Hou Xiaoxian est peut-être l'auteur le plus représentatif de cette tendance à la pluralité des langages. Il mélange en effet souvent chinois mandarin, taïwanais et hakka (A Time to Live and A Time to die et City of Sadness en sont de bons exemples), et s'oppose ainsi au "monolinguisme gouvernemental". Yang Dechang s'est également largement penché sur la question du langage. Cela est particulièrement vrai pour deux de ses films: Mahjong et Yi Yi.

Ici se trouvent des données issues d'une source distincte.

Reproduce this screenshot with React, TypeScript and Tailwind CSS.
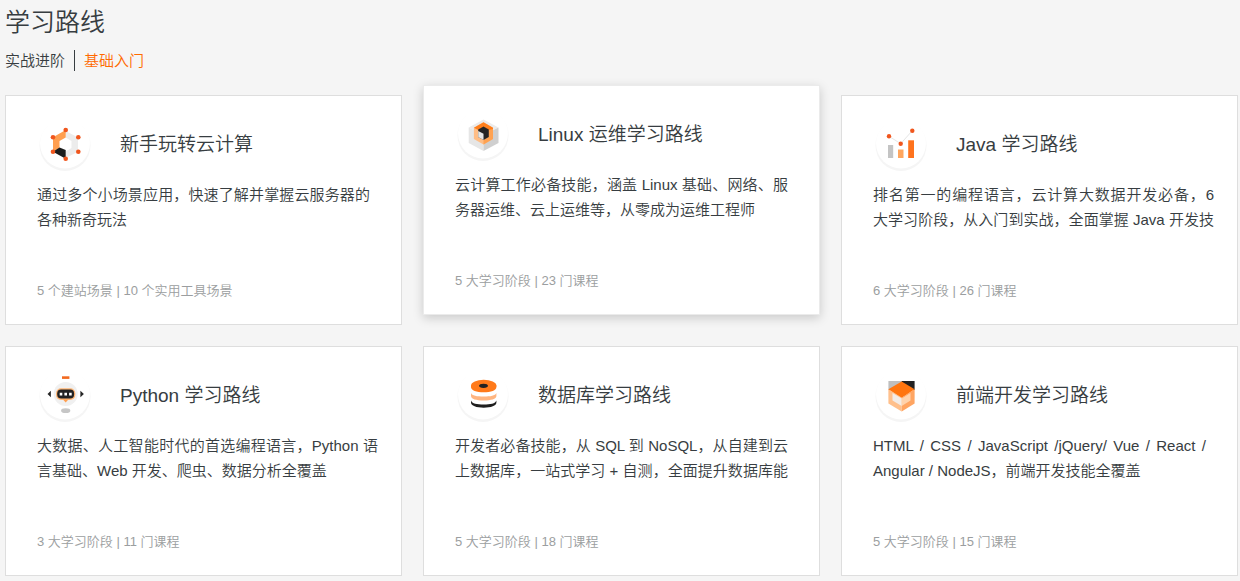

Une autre orientation thématique du Nouveau Cinéma taïwanais est l'usage de références directes aux tabous sociaux et politiques. Trois films réalisés en 1989 (City of Sadness, Banana Paradise, et Gangs of Three) touchent à la controverse politique qui est considérée comme très sensible et même interdire dans le débat public avant 1987 (date de la levée de la loi martiale). Une autre spécificité du Nouveau Cinéma est de parvenir à concilier cinéma commercial et cinéma "artistique". Si Yang Dechang et hou Xiaoxian sont considérés comme les chefs de file du Nouveau Cinéma, ils n'en sont pas les uniques représentants. Chaque réalisateur, bien que partageant de grandes lignes communes apporte sa note personnelle. Wan Ren, malgré une approche très moderne insiste sur le mélodramatique dans ses œuvres. Dans son premier film : The Taste of Apples dans The Sandwich Man, il transmet le sentiment d'amertume de la mentalité post coloniale, non pas parla fragmentation narrative mais par l'utilisation de moyens conventionnels pour la création drames ironiques et d'effets comiques.
La deuxième vague
Une seconde vague du nouveau cinéma Taïwanais voit le jour. Les chefs de file en sont Ang Lee (Li An), Tsai Ming Liang (Cai Mingliang), entraînant dans leur sillage Stan Yin, Yee Chih Yen, Wang Shaudi ou encore Lin Chengsheng. C'est cette génération de réalisateurs qui achève le processus de reconnaissance internationale du cinéma taïwanais, déjà bien commencé par Yang Dechang et hou Xiaoxian, au moyen de leurs explorations néoréalistes de l'identité taïwanaise. Pour cette deuxième génération, dans la société taïwanaise moderne il n'y a rien d'autre à faire que " manger, chier, dormir et baiser ". La seconde vague du nouveau cinéma taïwanais est donc assez pessimiste vis à vis de la société taïwanaise, prise dans un étau, entre Asie et Occident. Pessimiste également quand au futur de l'île, entre volonté d'indépendance et menaces à répétition du continent.
Mais en ce début de 21ème siècle, il faut bien reconnaître que le nouveau cinéma ne rénove plus l'industrie, ni ne produit de films en quantité suffisante pour concurrencer la production cinématographique de Hongkong. Le marché taïwanais continue d'être dominée par la production de films à grand spectacle de Hongkong. La plupart des réalisateurs ayant participé au Nouveau Cinéma ont pratiquement cessé de faire des films ou bien ont été recruté par les productions T.V.. en revanche Yang Dechang et hou Xiaoxian demeurent les cinéastes taïwanais les plus célèbres sur la scène internationale.
Malgré tout, chaque année des films taïwanais voient le jour, et chaque année l'on peut constater que ce cinéma a des choses à nous raconter, des choses à nous apporter. Le cinéma taïwanais, même s'il est rare est loin de mourir.